Maori electorates. The result of the seven Maori seats in 2011 was Labour three, Maori three and Mana one, of which the three Labour seats and one of the three Maori seats look safe this time. The Mana Party hoped to make gains, but polls suggest its alliance with Kim Dotcom has backfired it is under pressure from Labour in its one existing seat of Te Tai Tokerau, held by party founder Hone Harawira, and it is Labour rather than Mana that appears to be threatening the Maori Party in Tamaki Makaurau and Te Tai Hauauru, where two of the Maori Party’s three members are retiring.
Simon baker
[Key is also closer to Malcolm Turnbull and Julie Bishop on the Liberal side of Australian politics than he is to the Abbott wing]

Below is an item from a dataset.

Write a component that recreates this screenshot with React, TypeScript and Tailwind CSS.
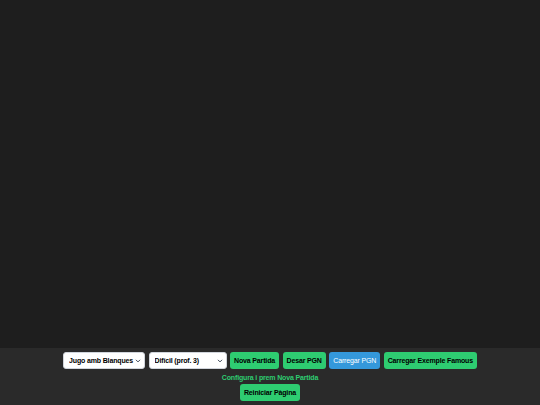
import React from 'react';

const font = { fontFamily: '"Liberation Sans", Arial, sans-serif' };

const Chevron = () => (
    <svg className="pointer-events-none absolute right-[4px] top-1/2 h-[6px] w-[6px] -translate-y-1/2 text-gray-700" viewBox="0 0 10 10" fill="none" stroke="currentColor">
        <path d="M2 3.5l3 3 3-3" strokeWidth={1.6} strokeLinecap="round" strokeLinejoin="round" />
    </svg>
);

const SelectBox: React.FC<{ width: string; options: string[] }> = ({ width, options }) => (
    <div className={`relative h-[17px] ${width}`}>
        <select
            className="block h-[17px] w-full appearance-none rounded-[3px] border border-gray-300 bg-white pl-[5px] pr-[9px] text-[7px] font-bold leading-[15px] tracking-[-0.15px] text-black outline-none"
            defaultValue={options[0]}
        >
            {options.map((o) => (
                <option key={o}>{o}</option>
            ))}
        </select>
        <Chevron />
    </div>
);

const btn = 'block h-[17px] rounded-[3px] px-[4px] text-[7px] leading-[17px] tracking-[-0.15px]';

export default function App() {
    return (
        <div className="flex h-[405px] w-[540px] flex-col bg-[#1e1e1e]" style={font}>
            <div className="flex-1 bg-[#1e1e1e]" />
            <div className="flex h-[57px] flex-col items-center bg-[#2a2a2a] pt-[4px]">
                <div className="flex h-[17px] items-center gap-[3.5px]">
                    <SelectBox width="w-[82px]" options={['Jugo amb Blanques', 'Jugo amb Negres']} />
                    <SelectBox width="w-[78px]" options={['Difícil (prof. 3)', 'Fàcil (prof. 1)', 'Normal (prof. 2)']} />
                    <button className={`${btn} bg-[#2ecc71] font-bold text-black`}>Nova Partida</button>
                    <button className={`${btn} bg-[#2ecc71] font-bold text-black`}>Desar PGN</button>
                    <button className={`${btn} bg-[#3498db] text-white`}>Carregar PGN</button>
                    <button className={`${btn} bg-[#2ecc71] font-bold text-black`}>Carregar Exemple Famous</button>
                </div>
                <p className="mt-[4px] text-[7px] font-bold leading-[10px] tracking-[-0.15px] text-[#2ecc71]">Configura i prem Nova Partida</p>
                <button className={`${btn} mt-[1px] bg-[#2ecc71] font-bold text-black`}>Reiniciar Pàgina</button>
            </div>
        </div>
    );
}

I have no idea what this means.
Apart from maybe a subtle use of language is the difference meaningful?
They ll have the same objectives.
I get the impression that the character of the Key Government is more Centrist like the Liberal Government in NSW and the Fraser Government federally, rather than the hard Right of the Federal Liberals under Howard and especially Abbott.
S777
[is more Centrist ]
That seems to be where the mojo comes from.
Swamprat/Steve777/CTar1 Key, like Turnbull and Bishop supports gay marriage, indeed his government introduced it in New Zealand, and he accepts climate change, Abbott opposes gay marriage and does not accept climate change
Perhaps the Key result is a bit like the South Australian/Western Australian State elections. Undecided voters might have just stuck with a reasonably competent premier/PM rather than take the risk of instability.
What an incredible win for John Key. For a party to win a majority of seats in an MMPO system is quite extraordinary. I haven’t seen too many congratulations to him on this site, but let me offer mine. People waiting for that late shift back to Labor – looks like a long wait……
Welcome moderate, nice to have you around.